The minority of two suggests a move in base rate may be on the horizon, as the decision to keep the rate at 0.75 per cent was unanimous in September.
In its last meeting which was held before the UK was expected to leave the EU, the Monetary Policy Committee (MPC) said it expected rates to be kept low amid ongoing political uncertainty.
Later that month when speaking to local businesses in Barnsley, MPC member Michael Saunders implied that the next base rate move would be down rather than up.
Cut in event of Brexit delay
Alex Maddox, capital markets and digital director at Kensington Mortgages, said: “In the current environment, it would have been a very hawkish move to cut rates.
“It now looks increasingly likely that a rate cut may happen in the new year to support the economy if Brexit is delayed again and this impacts businesses and investment.”

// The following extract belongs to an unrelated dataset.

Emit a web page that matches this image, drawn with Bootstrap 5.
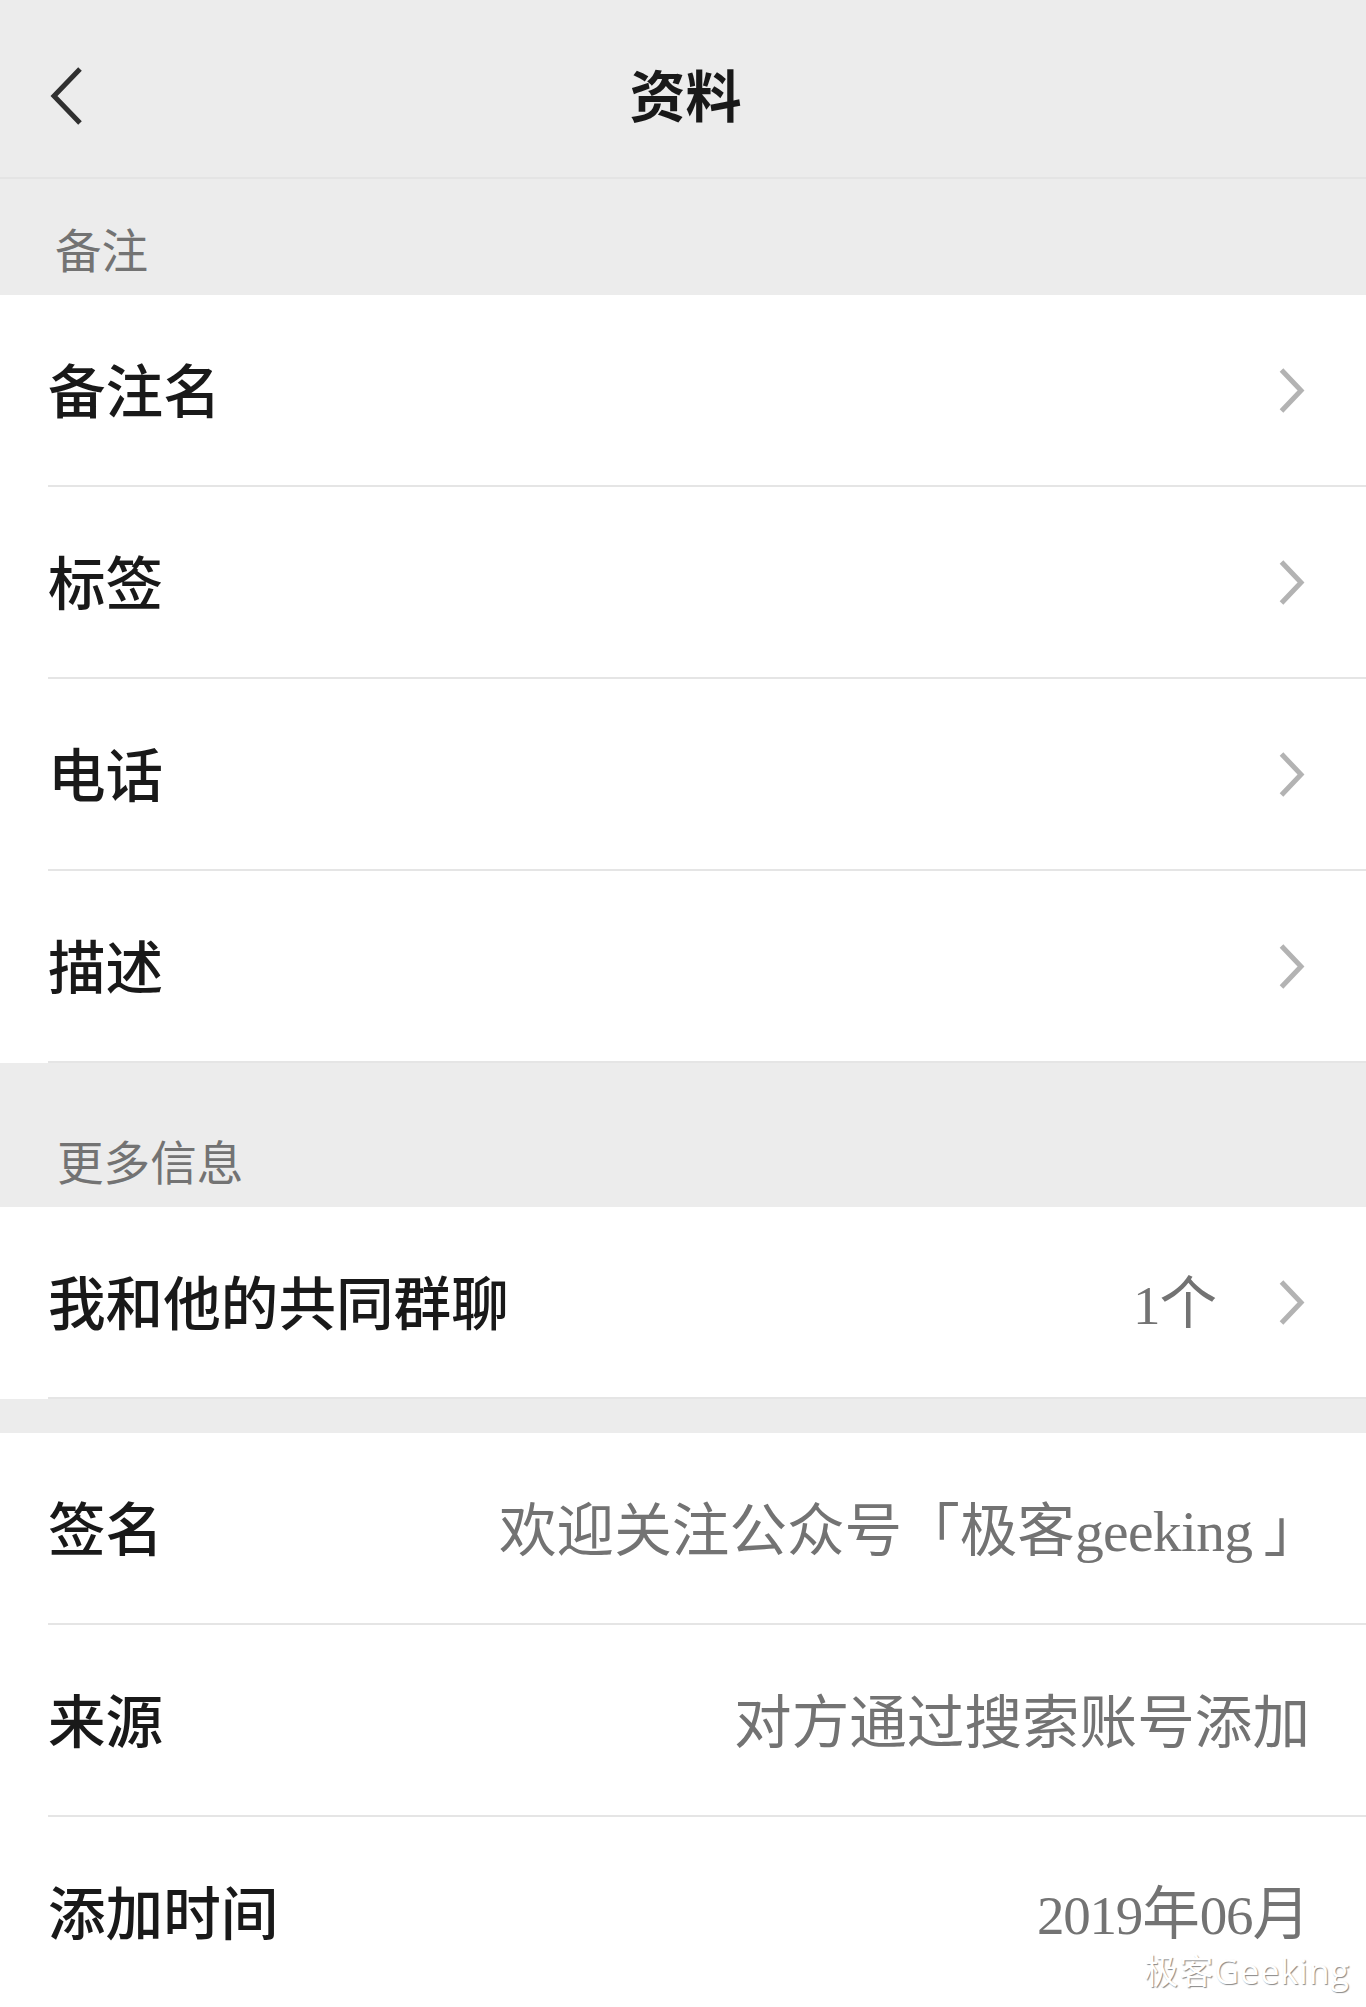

Frances Haque, Santander UK chief economist, added: “If Brexit is postponed again, continuing the uncertainty, the MPC may wish to act to bolster the economy.”
Founder and CEO of REL Capital, Andy Scott said that the prospect of a cut was “great news for business” and said the industry could “continue to look forward to cheap money”.
Inflation and GDP
In its meeting which ended on 6 November, MPC said inflationary pressures were expected to lessen in the near term, declining by 1.25 per cent by the spring. The Consumer Prices Index inflation measure held at 1.7 per cent in September, its lowest level since 2016.
The MPC also predicted UK gross domestic product (GDP) growth to pick up during 2020, supported by “easier UK fiscal policy” and a “modest recovery in global growth”.
UK GDP had increased by 0.3 per cent in the three months to August, compared with 0.1 per cent in the three months to May.
BoE’s estimate for GDP growth in 2019 Q3 has now been revised up to 0.4 per cent, from 0.2 per cent at the time of the committee’s previous meeting.